In un attimo di pausa, o di attesa, l'agente di polizia Gigi fuma una sigaretta. Una sospensione dell'ordinario girovagare in macchina del poliziotto che è una sospensione della narrazione del film stesso ma solo a partire da questa sospensione l'immagine può diventare centro nevralgico di ogni flusso narrativo. A un certo punto, infatti, il silenzio viene spezzato da una conversazione via radio con la nuova collega Paola con cui da qualche giorno flirta senza averla mai vista. Giunge poi il suono fuori campo del treno che passa, rimandando alla detection che l'agente stava svolgendo su alcuni misteriosi suicidi.

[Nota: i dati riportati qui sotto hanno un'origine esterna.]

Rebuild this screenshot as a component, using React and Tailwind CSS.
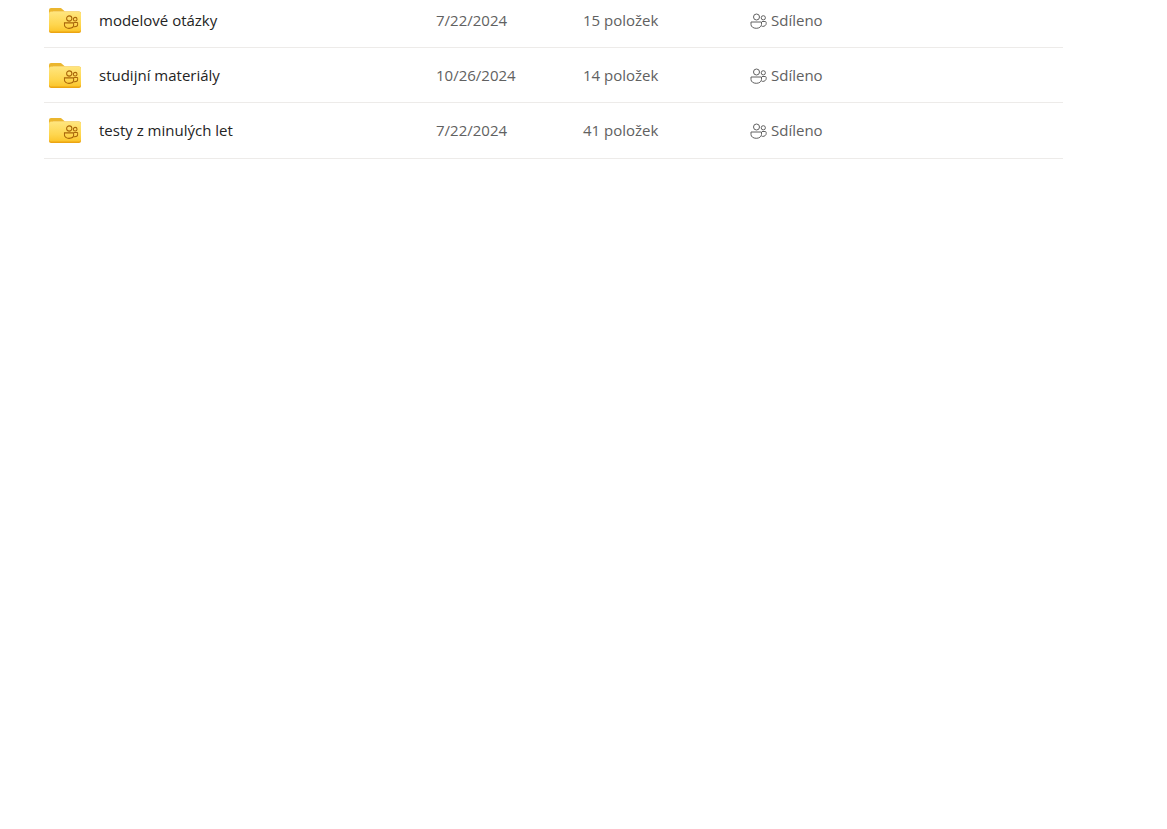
const rows = [
    { name: "modelové otázky", date: "7/22/2024", count: "15 položek" },
    { name: "studijní materiály", date: "10/26/2024", count: "14 položek" },
    { name: "testy z minulých let", date: "7/22/2024", count: "41 položek" },
];

const PeopleIcon = ({ className, strokeWidth = 1 }) => (
    <svg viewBox="0 0 17 16" fill="none" stroke="currentColor" strokeWidth={strokeWidth} className={className}>
        <circle cx="6.5" cy="4" r="3" />
        <circle cx="13.3" cy="4.8" r="2.1" />
        <path d="M1 9h10.500v2.500c0 2.200-2.300 3.800-5.250 3.800S1 13.700 1 11.500z" />
        <path d="M12 8.500h3.200c.5 0 1 .4 1 1v1c0 1.700-1.500 2.900-3.500 2.900-.3 0-.6 0-.9-.1" />
    </svg>
);

const FolderIcon = () => (
    <svg viewBox="0 0 32 25" className="w-8 h-[25px] shrink-0">
        <defs>
            <linearGradient id="folderBody" x1="0" y1="0" x2="0" y2="1">
                <stop offset="0" stopColor="#ffe67f" />
                <stop offset="0.65" stopColor="#fed64f" />
                <stop offset="1" stopColor="#fbc52c" />
            </linearGradient>
        </defs>
        <path d="M0 2a2 2 0 0 1 2-2h9c1 0 1.600.5 2.400 1.200L16 3.500H4v3H0z" fill="#ebb62e" />
        <rect x="0" y="3.500" width="32" height="21.500" rx="2" fill="#eca512" />
        <rect x="0" y="3.500" width="32" height="20" rx="2" fill="url(#folderBody)" />
        <g transform="translate(14.500 7)" className="text-[#a9650a]">
            <PeopleIcon className="w-[15px] h-[14px]" strokeWidth={1.2} />
        </g>
    </svg>
);

const App = () => {
    return (
        <div className="min-h-screen bg-white overflow-hidden font-['Open_Sans','Noto_Sans',sans-serif] text-[15px]">
            <div className="w-[1019px] ml-[44px] -mt-[7px]">
                {rows.map((row) => (
                    <div key={row.name} className="h-[55px] last:h-[56px] pt-[15px] border-b border-[#edebe9]">
                        <div className="flex items-center h-[25px]">
                            <div className="w-[55px] pl-[5px] flex items-center">
                                <FolderIcon />
                            </div>
                            <div className="w-[337px] text-[#242424]">{row.name}</div>
                            <div className="w-[147px] text-[#616161]">{row.date}</div>
                            <div className="w-[168px] text-[#616161]">{row.count}</div>
                            <div className="flex items-center gap-[4px] -ml-[1px] text-[#616161]">
                                <PeopleIcon className="w-[17px] h-4" />
                                <span>Sdíleno</span>
                            </div>
                        </div>
                    </div>
                ))}
            </div>
        </div>
    );
};

export default App;
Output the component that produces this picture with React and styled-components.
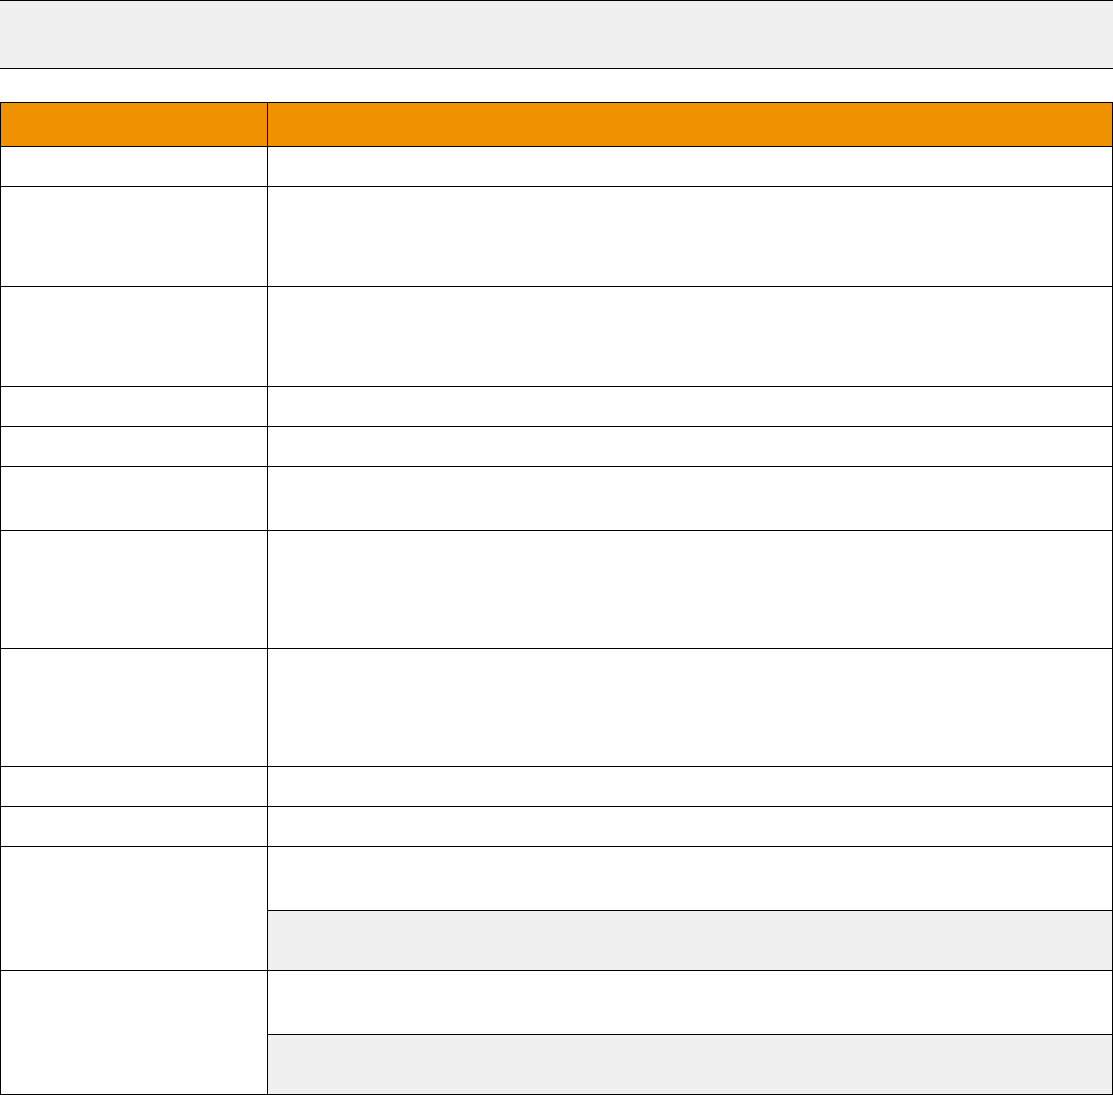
import styled, { createGlobalStyle } from "styled-components";

const GlobalStyle = createGlobalStyle`
  html, body {
    margin: 0;
    padding: 0;
    background: #ffffff;
    font-family: "Liberation Sans", Arial, sans-serif;
  }
`;

// styles
const Banner = styled.header`
  height: 67px;
  background-color: #f0f0f0;
  border-top: 1px solid #000;
  border-bottom: 1px solid #000;
`;

const Table = styled.table`
  margin-top: 33px;
  width: 1113px;
  border-collapse: collapse;
  table-layout: fixed;
  border: 1px solid #000;
`;

const HeadCell = styled.th`
  background-color: #f09200;
  border: 1px solid #000;
  padding: 0;
`;

const Row = styled.tr`
  height: ${(p) => p.$h}px;
`;

const Cell = styled.td`
  border: 1px solid #000;
  padding: 0;
  background-color: ${(p) => (p.$shade ? "#f0f0f0" : "#ffffff")};
`;

const rows = [40, 100, 100, 40, 40, 64, 118, 118, 40, 40];
const splitRows = [
  [64, 60],
  [64, 60],
];

const App = () => {
  return (
    <>
      <GlobalStyle />
      <Banner />
      <Table>
        <colgroup>
          <col style={{ width: 267 }} />
          <col />
        </colgroup>
        <thead>
          <Row $h={44}>
            <HeadCell />
            <HeadCell />
          </Row>
        </thead>
        <tbody>
          {rows.map((h, i) => (
            <Row key={i} $h={h}>
              <Cell />
              <Cell />
            </Row>
          ))}
          {splitRows.map(([a, b], i) => (
            <>
              <Row key={`a${i}`} $h={a}>
                <Cell rowSpan={2} />
                <Cell />
              </Row>
              <Row key={`b${i}`} $h={b}>
                <Cell $shade />
              </Row>
            </>
          ))}
        </tbody>
      </Table>
    </>
  );
};

export default App;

Le narrazioni si ritrovano via via lungo il percorso, si scoprono ogni volta nuove, sorprendono non solo lo spettatore ma, sembra, anche la macchina da presa, nonostante la fissità dei suoi piani sequenza. Il terzo film di Alessandro Comodin, Gigi la legge, vincitore del premio speciale della giuria all'ultimo Locarno, è un nuovo e innovativo capitolo del cosidetto “cinema del reale” italiano.

Dopo Apichatpong (L'estate di Giacomo) e Bresson (I tempi felici verranno presto), Comodin sembra qui guardare a un altro “antropologo”, il Bruno Dumont di L'umanità e P'Tit Quinquin. Eppure lo sguardo "spostato" del suo poliziotto di provincia esprime una vitalità inedita, la sua ironia è più solare che provocatoria e non si giunge mai alla soluzione tragica. Piuttosto il suo Gigi si fa simbolo di un mondo totalmente "spostato", che però lo spettatore non è abituato a riconoscere nella sua innocente singolarità. Un'innocenza che si esprime tanto nel contenuto, come le investigazioni fatte di leggeri sospetti e inquietudini filosofiche o come il legame con Paola stretto attraverso semplici conversazioni via radio, tanto nello stile, costituito da "scolastici" campo/controcampo.

Il film gioca con la durata prolungata dei suoi piani fissi per poi spiazzare con un controcampo che porta lo spettatore a riconsiderare l'intera sequenza. Allo stesso modo i fuori campo (la parola di Paola, i misteriosi suicidi) spiazzano Gigi, solleticano la sua immaginazione e la sua volontà di vivere. Questo gioco con lo spettatore definisce la posizione dell'altro nello sguardo del protagonista: se per la maggior parte del film vediamo Gigi al volante e la partner rimanere fuori campo, alla fine Paola si rende visibile attraverso un controcampo che la svela al volante. L'atmosfera gioiosa che si insinua lentamente nel film ha quindi a che fare con uno spostamento linguistico della posizione dell'altro.

Se nello sguardo di un altro "antropologo" italiano, Michelangelo Frammartino, l'esperienza umana viene pensata a partire dall'incontro con l'informe (animale o naturale), Comodin rintraccia un'informità naturalmente umana, il linguaggio. Il filosofo Helmuth Plessner definiva l'umano come "l'animale eccentrico", il cui centro (il corpo animale) veniva spostato dall'"immediatezza mediata" del linguaggio. Non è un caso la centralità nel film della conversazione in macchina (tema che condivide con un altro film-evento dell'annata festivaliera, The Plains di David Easteal) o l'importanza del dialetto nella costruzione del singolare sguardo del protagonista. Né che l'entrata in scena del corpo dell'oggetto d'amore (Paola) avvenga per un gesto linguistico cinematografico (il campo-controcampo). Né, infine, che la sublimazione finale del rapporto tra Gigi e Paola si dia nel canto.

Cos'è l'amore se non il gioioso riconoscimento di una singolarità irriducibile al corpo, di una posizione eccentrica?